Ces progrès sont encourageants. Cependant, le rythme des négociations est inquiétant. Il ne reste que trois mois avant la Conférence de Paris. Lors de la session plénière du milieu de semaine consacrée au bilan, les Parties ont reconnu presque unanimement que, malgré l’accélération des négociations, les progrès étaient encore insuffisants. Pourtant, les Parties semblaient divisées quant à la marche à suivre. Certaines, la majorité probablement, ont pour l’essentiel demandé aux coprésidents de présenter un second projet de texte avant la nouvelle session de négociations prévue à Bonn au mois d’octobre 2015, un texte qui irait au-delà de l’actuel « co-chairs tool », serait rédigé dans des termes juridiques et sous la forme d’un projet d’accord. Les autres demandent aux Parties de prendre leurs responsabilités et de transformer eux-mêmes l’outil des coprésidents en projet d’accord, moyennant de laborieuses négociations sur les textes. La balance penchera sans doute vers la première option. L’histoire nous apprend en effet qu’un accord repose sur un juste équilibre entre des négociations multilatérales et une aide active des présidents.

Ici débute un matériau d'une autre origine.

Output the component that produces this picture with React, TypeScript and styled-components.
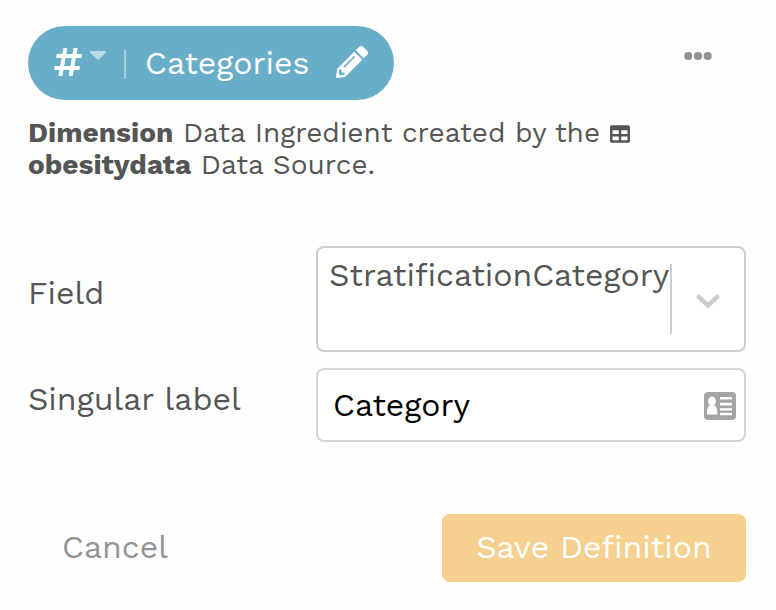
import React from "react";
import styled, { createGlobalStyle } from "styled-components";
import { FaHashtag, FaPencilAlt, FaTable } from "react-icons/fa";

const GlobalStyle = createGlobalStyle`
  * { box-sizing: border-box; }
  body {
    margin: 0;
    background: #fefefe;
    color: #555;
    font-family: "Work Sans", Inter, "Open Sans", sans-serif;
    font-size: 32px;
  }
  svg { display: block; flex: none; }
`;

const Panel = styled.main`
  width: 776px;
  height: 610px;
  padding: 26px 30px 28px 28px;
  display: flex;
  flex-direction: column;
`;

const Header = styled.header`
  display: flex;
  justify-content: space-between;
  height: 74px;
`;

const Pill = styled.div`
  display: flex;
  align-items: center;
  width: 366px;
  height: 74px;
  padding: 0 26px 2px 24px;
  border-radius: 37px;
  background: #69aec9;
  color: #fff;
`;

const Caret = styled.svg`
  margin: -14px 18px 0 6px;
`;

const Divider = styled.span`
  width: 2px;
  height: 29px;
  margin: 5px 19px 0 0;
  background: #a5cedf;
`;

const PillLabel = styled.span`
  width: 191px;
  margin-top: 2px;
`;

const MenuButton = styled.button`
  width: 28px;
  height: 10px;
  margin: 25px 34px 0 0;
  padding: 0;
  border: 0;
  background: none;
`;

const Description = styled.p`
  width: 620px;
  height: 64px;
  margin: 17px 0 0;
  font-size: 28px;
  line-height: 32px;

  svg {
    display: inline-block;
    vertical-align: -2px;
  }
`;

const Form = styled.div`
  display: flex;
  flex-direction: column;
  gap: 16px;
  margin-top: 65px;
`;

const FormRow = styled.div<{ $height: number }>`
  display: flex;
  height: ${(p) => p.$height}px;
`;

const Label = styled.label<{ $top: number }>`
  width: 288px;
  padding-top: ${(p) => p.$top}px;
  line-height: 36px;
`;

const Control = styled.div<{ $tone: string }>`
  display: flex;
  flex: 1;
  border: 2px solid ${(p) => p.$tone};
  border-radius: 8px;
  background: #fff;
`;

const SelectValue = styled.span`
  width: 352px;
  padding: 9px 0 0 11px;
  line-height: 36px;
`;

const SelectArrow = styled.div`
  display: flex;
  align-items: center;
  height: 70px;
  margin-top: 16px;
  padding: 4px 0 0 24px;
  border-left: 2px solid #ccc;
`;

const InputValue = styled.span`
  flex: 1;
  padding: 17px 0 0 15px;
  color: #000;
  line-height: 36px;
`;

const CardIcon = styled.svg`
  margin: 22px 8px 0 0;
`;

const Footer = styled.footer`
  display: flex;
  justify-content: space-between;
  margin-top: 72px;
`;

const Button = styled.button<{ $primary?: boolean }>`
  width: ${(p) => (p.$primary ? 304 : 174)}px;
  height: 68px;
  padding: 0 0 3px;
  border: 0;
  border-radius: 8px;
  background: ${(p) => (p.$primary ? "#f6d08f" : "transparent")};
  color: ${(p) => (p.$primary ? "#fff" : "#939393")};
  font: inherit;
`;

export default function App() {
  return (
    <>
      <GlobalStyle />
      <Panel>
        <Header>
          <Pill>
            <FaHashtag size={32} />
            <Caret width="16" height="9" viewBox="0 0 16 9" fill="#bbd9e5">
              <path d="M1.3 0h13.4c1.1 0 1.6 1.2.8 1.9L9 8.2q-1 .9-2 0L.5 1.9C-.3 1.2.2 0 1.3 0Z" />
            </Caret>
            <Divider />
            <PillLabel>Categories</PillLabel>
            <FaPencilAlt size={32} />
          </Pill>
          <MenuButton aria-label="More options">
            <svg width="28" height="10" viewBox="0 0 28 10" fill="#939393">
              <circle cx="4.2" cy="5" r="4.1" />
              <circle cx="14" cy="5" r="4.1" />
              <circle cx="23.7" cy="5" r="4.1" />
            </svg>
          </MenuButton>
        </Header>
        <Description>
          <b>Dimension</b> Data Ingredient created by the <FaTable size={20} />{" "}
          <b>obesitydata</b> Data Source.
        </Description>
        <Form>
          <FormRow $height={106}>
            <Label $top={29}>Field</Label>
            <Control $tone="#ccc">
              <SelectValue>StratificationCategory</SelectValue>
              <SelectArrow>
                <svg width="24" height="15" viewBox="0 0 24 15" fill="none" stroke="#ccc" strokeWidth="4.4" strokeLinecap="round">
                  <path d="m2.8 2.8 9.2 8.6 9.2-8.6" />
                </svg>
              </SelectArrow>
            </Control>
          </FormRow>
          <FormRow $height={74}>
            <Label $top={13}>Singular label</Label>
            <Control $tone="#d4d4d4">
              <InputValue>Category</InputValue>
              <CardIcon width="32" height="28" viewBox="0 0 32 28">
                <rect width="32" height="28" rx="4" fill="#a5a5a5" />
                <g fill="#fff">
                  <ellipse cx="8" cy="9.2" rx="3.9" ry="4.6" />
                  <path d="M3 22.5v-3c0-3 1.2-5.3 3.2-6.5h3.8c2 1.2 3.2 3.5 3.2 6.5v3Z" />
                  <path d="M16 5h12v2.4H16zM16 10.8h12v2.6H16zM16 16.2h12v2.2H16zM16 20.8h12v2.5H16z" />
                </g>
              </CardIcon>
            </Control>
          </FormRow>
        </Form>
        <Footer>
          <Button>Cancel</Button>
          <Button $primary>Save Definition</Button>
        </Footer>
      </Panel>
    </>
  );
}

Ainsi, cette session a été importante non seulement pour avancer sur les questions de fond mais également pour mettre les présidents en confiance. En premier lieu, les Parties leur ont confié la mission de proposer un nouveau texte. Au-delà, grâce à la session et au travail ardu au sein des groupes thématiques restreints, les présidents ont acquis une connaissance détaillée des positions de chacune des Parties ce qui leur permettra de « rester sur la corde raide » et d’apporter un texte neuf et ambitieux pour servir de base aux futures négociations à Bonn.